--- begin Input for this task ---

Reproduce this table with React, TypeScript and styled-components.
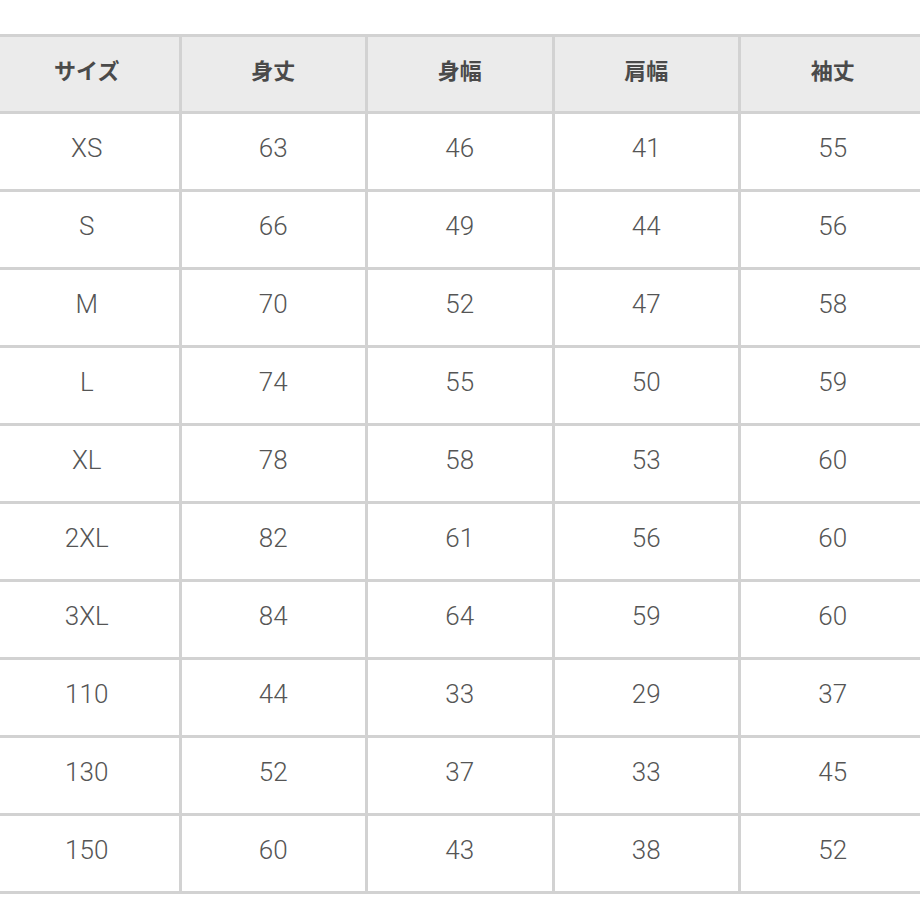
import React from "react";
import styled, { createGlobalStyle } from "styled-components";

const Global = createGlobalStyle`
  html, body { margin: 0; padding: 0; background: #ffffff; overflow: hidden; }
  body { font-family: "Liberation Sans", "Noto Sans CJK JP", sans-serif; }
`;

const Page = styled.div`
  width: 920px;
  height: 920px;
  overflow: hidden;
  padding-top: 34px;
  box-sizing: border-box;
`;

const Grid = styled.div`
  margin-left: -8px;
  width: 935.5px;
  display: grid;
  grid-template-columns: repeat(5, 183.5px);
  grid-template-rows: 74px;
  grid-auto-rows: 75px;
  gap: 3px;
  padding: 3px;
  box-sizing: border-box;
  background: #d2d2d2;
`;

const HeadCell = styled.div`
  background: #ebebeb;
  display: flex;
  align-items: center;
  justify-content: center;
  padding-bottom: 11px;
  box-sizing: border-box;
  font-family: "Noto Sans CJK JP", sans-serif;
  font-weight: 700;
  font-size: 22px;
  color: #4a4a4a;
`;

const Cell = styled.div`
  background: #ffffff;
  display: flex;
  align-items: center;
  justify-content: center;
  padding-bottom: 8px;
  box-sizing: border-box;
  font-family: "Roboto", "Liberation Sans", sans-serif;
  font-weight: 300;
  font-size: 26px;
  color: #555555;
`;

const headers = ["サイズ", "身丈", "身幅", "肩幅", "袖丈"];
const rows: string[][] = [
  ["XS", "63", "46", "41", "55"],
  ["S", "66", "49", "44", "56"],
  ["M", "70", "52", "47", "58"],
  ["L", "74", "55", "50", "59"],
  ["XL", "78", "58", "53", "60"],
  ["2XL", "82", "61", "56", "60"],
  ["3XL", "84", "64", "59", "60"],
  ["110", "44", "33", "29", "37"],
  ["130", "52", "37", "33", "45"],
  ["150", "60", "43", "38", "52"],
];

export default function App() {
  return (
    <>
      <Global />
      <Page>
        <Grid>
          {headers.map((h) => (
            <HeadCell key={h}>{h}</HeadCell>
          ))}
          {rows.map((r, i) =>
            r.map((v, j) => <Cell key={`${i}-${j}`}>{v}</Cell>)
          )}
        </Grid>
      </Page>
    </>
  );
}
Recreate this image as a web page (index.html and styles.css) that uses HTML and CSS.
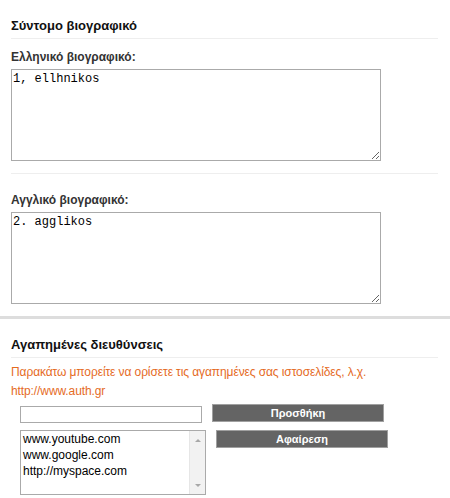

--- end Input for this task ---

* **Task objective**
Retype each record exactly as it stands, but do not include the pictures.

* **Output for this exercise**
Reproduce this table with React, TypeScript and styled-components.
import React from "react";
import styled, { createGlobalStyle } from "styled-components";

const Global = createGlobalStyle`
  html, body { margin: 0; padding: 0; background: #ffffff; overflow: hidden; }
  body { font-family: "Liberation Sans", "Noto Sans CJK JP", sans-serif; }
`;

const Page = styled.div`
  width: 920px;
  height: 920px;
  overflow: hidden;
  padding-top: 34px;
  box-sizing: border-box;
`;

const Grid = styled.div`
  margin-left: -8px;
  width: 935.5px;
  display: grid;
  grid-template-columns: repeat(5, 183.5px);
  grid-template-rows: 74px;
  grid-auto-rows: 75px;
  gap: 3px;
  padding: 3px;
  box-sizing: border-box;
  background: #d2d2d2;
`;

const HeadCell = styled.div`
  background: #ebebeb;
  display: flex;
  align-items: center;
  justify-content: center;
  padding-bottom: 11px;
  box-sizing: border-box;
  font-family: "Noto Sans CJK JP", sans-serif;
  font-weight: 700;
  font-size: 22px;
  color: #4a4a4a;
`;

const Cell = styled.div`
  background: #ffffff;
  display: flex;
  align-items: center;
  justify-content: center;
  padding-bottom: 8px;
  box-sizing: border-box;
  font-family: "Roboto", "Liberation Sans", sans-serif;
  font-weight: 300;
  font-size: 26px;
  color: #555555;
`;

const headers = ["サイズ", "身丈", "身幅", "肩幅", "袖丈"];
const rows: string[][] = [
  ["XS", "63", "46", "41", "55"],
  ["S", "66", "49", "44", "56"],
  ["M", "70", "52", "47", "58"],
  ["L", "74", "55", "50", "59"],
  ["XL", "78", "58", "53", "60"],
  ["2XL", "82", "61", "56", "60"],
  ["3XL", "84", "64", "59", "60"],
  ["110", "44", "33", "29", "37"],
  ["130", "52", "37", "33", "45"],
  ["150", "60", "43", "38", "52"],
];

export default function App() {
  return (
    <>
      <Global />
      <Page>
        <Grid>
          {headers.map((h) => (
            <HeadCell key={h}>{h}</HeadCell>
          ))}
          {rows.map((r, i) =>
            r.map((v, j) => <Cell key={`${i}-${j}`}>{v}</Cell>)
          )}
        </Grid>
      </Page>
    </>
  );
}
Recreate this image as a web page (index.html and styles.css) that uses HTML and CSS.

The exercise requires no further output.